Exercise task
Copy all of the material exactly. Pictures are not to appear in the copy.
* * *
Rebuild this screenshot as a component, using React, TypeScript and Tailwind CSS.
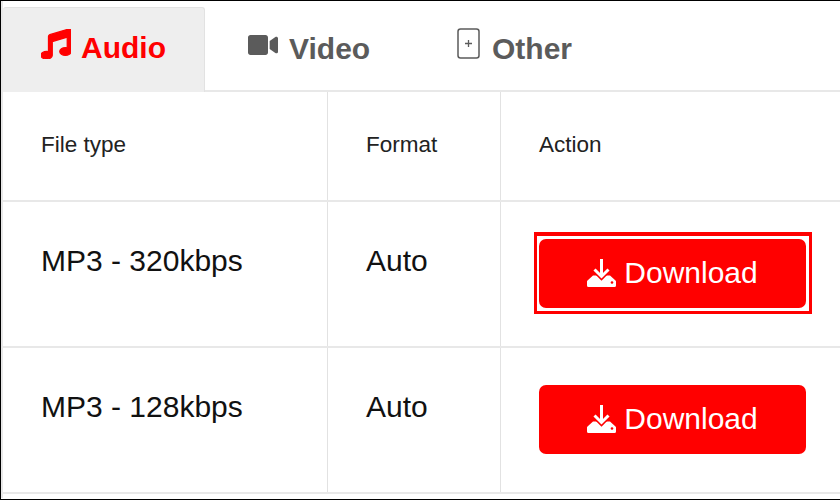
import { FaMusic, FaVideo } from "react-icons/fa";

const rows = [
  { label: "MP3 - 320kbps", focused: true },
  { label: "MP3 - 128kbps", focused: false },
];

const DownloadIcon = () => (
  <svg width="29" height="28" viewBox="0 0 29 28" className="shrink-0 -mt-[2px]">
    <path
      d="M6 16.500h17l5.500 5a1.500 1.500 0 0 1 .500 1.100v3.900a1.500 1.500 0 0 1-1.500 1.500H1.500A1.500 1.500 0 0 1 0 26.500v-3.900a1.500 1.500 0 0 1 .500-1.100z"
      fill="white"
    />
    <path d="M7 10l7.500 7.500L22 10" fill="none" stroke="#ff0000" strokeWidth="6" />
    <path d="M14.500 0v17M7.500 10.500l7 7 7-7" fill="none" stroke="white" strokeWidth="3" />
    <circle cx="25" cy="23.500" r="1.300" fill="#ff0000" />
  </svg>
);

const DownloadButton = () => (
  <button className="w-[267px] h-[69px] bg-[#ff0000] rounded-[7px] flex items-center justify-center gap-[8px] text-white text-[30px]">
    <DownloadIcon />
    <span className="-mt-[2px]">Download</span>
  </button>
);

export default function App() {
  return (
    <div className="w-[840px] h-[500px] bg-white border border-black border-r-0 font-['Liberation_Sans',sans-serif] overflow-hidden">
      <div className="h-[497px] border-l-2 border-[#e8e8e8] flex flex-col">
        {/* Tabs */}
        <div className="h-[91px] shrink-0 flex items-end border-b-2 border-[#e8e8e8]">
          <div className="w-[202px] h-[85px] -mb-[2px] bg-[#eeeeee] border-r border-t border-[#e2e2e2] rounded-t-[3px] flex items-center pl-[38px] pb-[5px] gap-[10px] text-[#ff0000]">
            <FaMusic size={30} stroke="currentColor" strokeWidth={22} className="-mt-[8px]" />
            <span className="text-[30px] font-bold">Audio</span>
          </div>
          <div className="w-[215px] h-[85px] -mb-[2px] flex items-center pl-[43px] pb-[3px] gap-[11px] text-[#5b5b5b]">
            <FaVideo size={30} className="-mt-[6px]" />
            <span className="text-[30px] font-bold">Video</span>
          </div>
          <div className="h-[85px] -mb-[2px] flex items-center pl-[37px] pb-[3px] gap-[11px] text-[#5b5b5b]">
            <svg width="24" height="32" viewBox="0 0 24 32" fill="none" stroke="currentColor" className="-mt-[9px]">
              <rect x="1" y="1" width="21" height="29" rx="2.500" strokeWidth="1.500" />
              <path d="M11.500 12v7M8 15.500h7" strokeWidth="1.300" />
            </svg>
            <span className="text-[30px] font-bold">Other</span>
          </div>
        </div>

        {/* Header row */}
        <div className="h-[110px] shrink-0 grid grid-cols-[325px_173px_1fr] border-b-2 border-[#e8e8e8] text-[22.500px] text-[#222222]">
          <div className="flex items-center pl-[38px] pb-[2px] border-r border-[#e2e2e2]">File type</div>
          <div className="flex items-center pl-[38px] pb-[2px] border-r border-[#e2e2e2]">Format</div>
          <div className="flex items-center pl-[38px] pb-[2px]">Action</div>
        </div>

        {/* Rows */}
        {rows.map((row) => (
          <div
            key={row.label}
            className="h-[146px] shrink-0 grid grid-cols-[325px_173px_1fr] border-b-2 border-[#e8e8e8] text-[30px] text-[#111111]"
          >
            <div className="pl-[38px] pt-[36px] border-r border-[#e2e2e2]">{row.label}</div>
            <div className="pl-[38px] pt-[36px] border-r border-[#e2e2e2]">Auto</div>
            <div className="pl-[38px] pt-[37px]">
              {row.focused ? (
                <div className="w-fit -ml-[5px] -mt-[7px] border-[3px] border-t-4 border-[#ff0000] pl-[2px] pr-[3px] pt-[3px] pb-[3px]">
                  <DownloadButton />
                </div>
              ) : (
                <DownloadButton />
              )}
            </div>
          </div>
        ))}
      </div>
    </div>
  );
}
* * *
The completed task
Rebuild this screenshot as a component, using React, TypeScript and Tailwind CSS.
import { FaMusic, FaVideo } from "react-icons/fa";

const rows = [
  { label: "MP3 - 320kbps", focused: true },
  { label: "MP3 - 128kbps", focused: false },
];

const DownloadIcon = () => (
  <svg width="29" height="28" viewBox="0 0 29 28" className="shrink-0 -mt-[2px]">
    <path
      d="M6 16.500h17l5.500 5a1.500 1.500 0 0 1 .500 1.100v3.900a1.500 1.500 0 0 1-1.500 1.500H1.500A1.500 1.500 0 0 1 0 26.500v-3.900a1.500 1.500 0 0 1 .500-1.100z"
      fill="white"
    />
    <path d="M7 10l7.500 7.500L22 10" fill="none" stroke="#ff0000" strokeWidth="6" />
    <path d="M14.500 0v17M7.500 10.500l7 7 7-7" fill="none" stroke="white" strokeWidth="3" />
    <circle cx="25" cy="23.500" r="1.300" fill="#ff0000" />
  </svg>
);

const DownloadButton = () => (
  <button className="w-[267px] h-[69px] bg-[#ff0000] rounded-[7px] flex items-center justify-center gap-[8px] text-white text-[30px]">
    <DownloadIcon />
    <span className="-mt-[2px]">Download</span>
  </button>
);

export default function App() {
  return (
    <div className="w-[840px] h-[500px] bg-white border border-black border-r-0 font-['Liberation_Sans',sans-serif] overflow-hidden">
      <div className="h-[497px] border-l-2 border-[#e8e8e8] flex flex-col">
        {/* Tabs */}
        <div className="h-[91px] shrink-0 flex items-end border-b-2 border-[#e8e8e8]">
          <div className="w-[202px] h-[85px] -mb-[2px] bg-[#eeeeee] border-r border-t border-[#e2e2e2] rounded-t-[3px] flex items-center pl-[38px] pb-[5px] gap-[10px] text-[#ff0000]">
            <FaMusic size={30} stroke="currentColor" strokeWidth={22} className="-mt-[8px]" />
            <span className="text-[30px] font-bold">Audio</span>
          </div>
          <div className="w-[215px] h-[85px] -mb-[2px] flex items-center pl-[43px] pb-[3px] gap-[11px] text-[#5b5b5b]">
            <FaVideo size={30} className="-mt-[6px]" />
            <span className="text-[30px] font-bold">Video</span>
          </div>
          <div className="h-[85px] -mb-[2px] flex items-center pl-[37px] pb-[3px] gap-[11px] text-[#5b5b5b]">
            <svg width="24" height="32" viewBox="0 0 24 32" fill="none" stroke="currentColor" className="-mt-[9px]">
              <rect x="1" y="1" width="21" height="29" rx="2.500" strokeWidth="1.500" />
              <path d="M11.500 12v7M8 15.500h7" strokeWidth="1.300" />
            </svg>
            <span className="text-[30px] font-bold">Other</span>
          </div>
        </div>

        {/* Header row */}
        <div className="h-[110px] shrink-0 grid grid-cols-[325px_173px_1fr] border-b-2 border-[#e8e8e8] text-[22.500px] text-[#222222]">
          <div className="flex items-center pl-[38px] pb-[2px] border-r border-[#e2e2e2]">File type</div>
          <div className="flex items-center pl-[38px] pb-[2px] border-r border-[#e2e2e2]">Format</div>
          <div className="flex items-center pl-[38px] pb-[2px]">Action</div>
        </div>

        {/* Rows */}
        {rows.map((row) => (
          <div
            key={row.label}
            className="h-[146px] shrink-0 grid grid-cols-[325px_173px_1fr] border-b-2 border-[#e8e8e8] text-[30px] text-[#111111]"
          >
            <div className="pl-[38px] pt-[36px] border-r border-[#e2e2e2]">{row.label}</div>
            <div className="pl-[38px] pt-[36px] border-r border-[#e2e2e2]">Auto</div>
            <div className="pl-[38px] pt-[37px]">
              {row.focused ? (
                <div className="w-fit -ml-[5px] -mt-[7px] border-[3px] border-t-4 border-[#ff0000] pl-[2px] pr-[3px] pt-[3px] pb-[3px]">
                  <DownloadButton />
                </div>
              ) : (
                <DownloadButton />
              )}
            </div>
          </div>
        ))}
      </div>
    </div>
  );
}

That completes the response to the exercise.